Hilary’s apartment set proved not only a key descriptor of her own crumbling personality, but it helped Mendes himself deal with images and events from his past that inferred the script. Within the constructed set, Tildesley found that Mendes would want to bring in small touches that reminded him of his own mother who, like Hilary in the film, struggled with mental illness.
Tildesley believed that designing a space to reflect deteriorating mental capacity would often make the space look messy. However, Mendes shared one example of his mother’s own erratic behavior that ended up in the finished product. She would often decide to paint things in wildly different colors, so furniture in Hilary’s flat would boast a perfect color and an alternately clashing color.
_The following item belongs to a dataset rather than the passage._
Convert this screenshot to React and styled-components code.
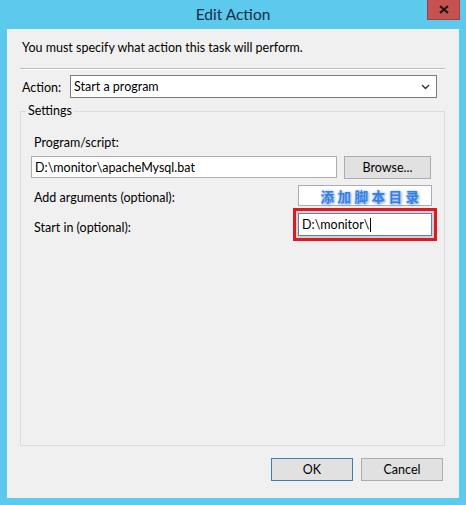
import React from 'react';
import styled, { createGlobalStyle } from 'styled-components';

const GlobalStyle = createGlobalStyle`
  body {
    margin: 0;
    font-family: Lato, "Noto Sans", sans-serif;
    font-size: 12.5px;
    color: #000;
  }
`;

const Window = styled.div`
  width: 466px;
  height: 505px;
  background: #5ccaec;
  display: flex;
  flex-direction: column;
  box-sizing: border-box;
`;

const TitleBar = styled.div`
  position: relative;
  height: 29px;
  display: flex;
  align-items: center;
  justify-content: center;
`;

const Title = styled.div`
  font-size: 15.5px;
  color: #1a2e44;
  margin-top: -1px;
`;

const CloseButton = styled.div`
  position: absolute;
  top: 0;
  right: 6px;
  width: 33px;
  height: 20px;
  box-sizing: border-box;
  background: #c75050;
  border: 1px solid #9c4040;
  border-top: none;
  display: flex;
  align-items: center;
  justify-content: center;
`;

const Panel = styled.div`
  flex: 1;
  margin: 0 7px 7px;
  background: #f0f0f0;
  display: flex;
  flex-direction: column;
  padding: 11px 14px 0 13px;
`;

const Intro = styled.div`
  line-height: 16px;
  padding-left: 2px;
`;

const Separator = styled.div`
  margin-top: 12px;
  height: 1px;
  background: #bcbcbc;
  border-bottom: 1px solid #fff;
`;

const ActionRow = styled.div`
  margin-top: 5px;
  display: flex;
  align-items: center;
  padding: 0 8px 0 2px;
`;

const ActionLabel = styled.div`
  width: 48px;
  padding-top: 2px;
`;

const Select = styled.div`
  flex: 1;
  height: 23px;
  box-sizing: border-box;
  background: #fff;
  border: 1px solid #7a7a7a;
  display: flex;
  align-items: center;
  justify-content: space-between;
  padding: 0 6px 0 3px;
`;

const Group = styled.fieldset`
  flex: 1;
  margin: 5px 0 0;
  border: 1px solid #dcdcdc;
  padding: 0 13px 0 10px;
  min-width: 0;
`;

const Legend = styled.legend`
  margin-left: -5px;
  padding: 0 2px;
  line-height: 16px;
`;

const FieldLabel = styled.div`
  line-height: 16px;
  padding-left: 3px;
  padding-top: ${(p) => p.$pad || 0}px;
  margin-top: ${(p) => p.$top || 0}px;
`;

const ProgramRow = styled.div`
  margin-top: 5px;
  display: flex;
  align-items: flex-start;
  gap: 7px;
`;

const Input = styled.div`
  height: ${(p) => p.$h || 21}px;
  box-sizing: border-box;
  background: #fff;
  border: 1px solid ${(p) => (p.$focused ? '#5d7fb3' : '#abadb3')};
  display: flex;
  align-items: center;
  padding-left: 3px;
  flex: ${(p) => (p.$grow ? 1 : 'none')};
  outline: ${(p) => (p.$marked ? '3px solid #dd1a22' : 'none')};
  outline-offset: 2px;
  box-shadow: ${(p) => (p.$marked ? '0 0 0 5px rgba(120,120,120,0.25)' : 'none')};
`;

const Caret = styled.span`
  display: inline-block;
  width: 1px;
  height: 14px;
  background: #000;
  margin-left: 1px;
`;

const Button = styled.div`
  width: ${(p) => p.$w || 82}px;
  height: 23px;
  box-sizing: border-box;
  background: #e1e1e1;
  border: 1px solid ${(p) => (p.$default ? '#3c7fb1' : '#adadad')};
  display: flex;
  align-items: center;
  justify-content: center;
`;

const OptionGrid = styled.div`
  margin-top: 6px;
  display: grid;
  grid-template-columns: 1fr 134px;
  row-gap: 7px;
  align-items: center;
  margin-right: -1px;
`;

const Note = styled.span`
  flex: 1;
  text-align: center;
  padding-left: 10px;
  font-family: "Noto Sans CJK SC", sans-serif;
  font-weight: 700;
  font-size: 13.5px;
  letter-spacing: 3.5px;
  color: #3580e6;
  text-shadow: 0 0 2px #a9ccf7, 1px 1px 3px rgba(60, 100, 160, 0.7);
`;

const Footer = styled.div`
  margin: 12px 2px 17px 0;
  display: flex;
  justify-content: flex-end;
  gap: 8px;
`;

export default function App() {
  return (
    <>
      <GlobalStyle />
      <Window>
        <TitleBar>
          <Title>Edit Action</Title>
          <CloseButton>
            <svg width="10" height="9" viewBox="0 0 10 9">
              <path d="M1 1 L9 8 M9 1 L1 8" stroke="#1a1a1a" strokeWidth="2.2" />
            </svg>
          </CloseButton>
        </TitleBar>
        <Panel>
          <Intro>You must specify what action this task will perform.</Intro>
          <Separator />
          <ActionRow>
            <ActionLabel>Action:</ActionLabel>
            <Select>
              <span>Start a program</span>
              <svg width="9" height="6" viewBox="0 0 9 6">
                <path d="M1 1 L4.5 4.5 L8 1" stroke="#333" strokeWidth="1.4" fill="none" />
              </svg>
            </Select>
          </ActionRow>
          <Group>
            <Legend>Settings</Legend>
            <FieldLabel $top={16}>Program/script:</FieldLabel>
            <ProgramRow>
              <Input $grow $h={22}>D:\monitor\apacheMysql.bat</Input>
              <Button $w={87}>Browse...</Button>
            </ProgramRow>
            <OptionGrid>
              <FieldLabel $pad={5}>Add arguments (optional):</FieldLabel>
              <Input>
                <Note>添加脚本目录</Note>
              </Input>
              <FieldLabel $pad={6}>Start in (optional):</FieldLabel>
              <Input $h={23} $focused $marked>
                D:\monitor\<Caret />
              </Input>
            </OptionGrid>
          </Group>
          <Footer>
            <Button $default>OK</Button>
            <Button>Cancel</Button>
          </Footer>
        </Panel>
      </Window>
    </>
  );
}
Mendes’ mother also wrote phrases on the wall, so Tildesley gave him free rein to inscribe phrases specific to her life there in the room. Another Mendes-specific touch was the bottles of semi-filled milk turned upside down, milk slowly leaking out on the table and simultaneously trapped in the bottle.
“[Mendes] evolved that with us on a personal journey, which was really helpful because it is so difficult as a designer to try and be inside that mind. Often, you can’t do that necessarily with the actors because you just don’t have the access and time. They have to arrive and believe it, which is tricky sometimes.”
The Banshees of Inisherin is now streaming on HBO Max and other digital retailers. Empire of Light is now playing exclusively in theaters.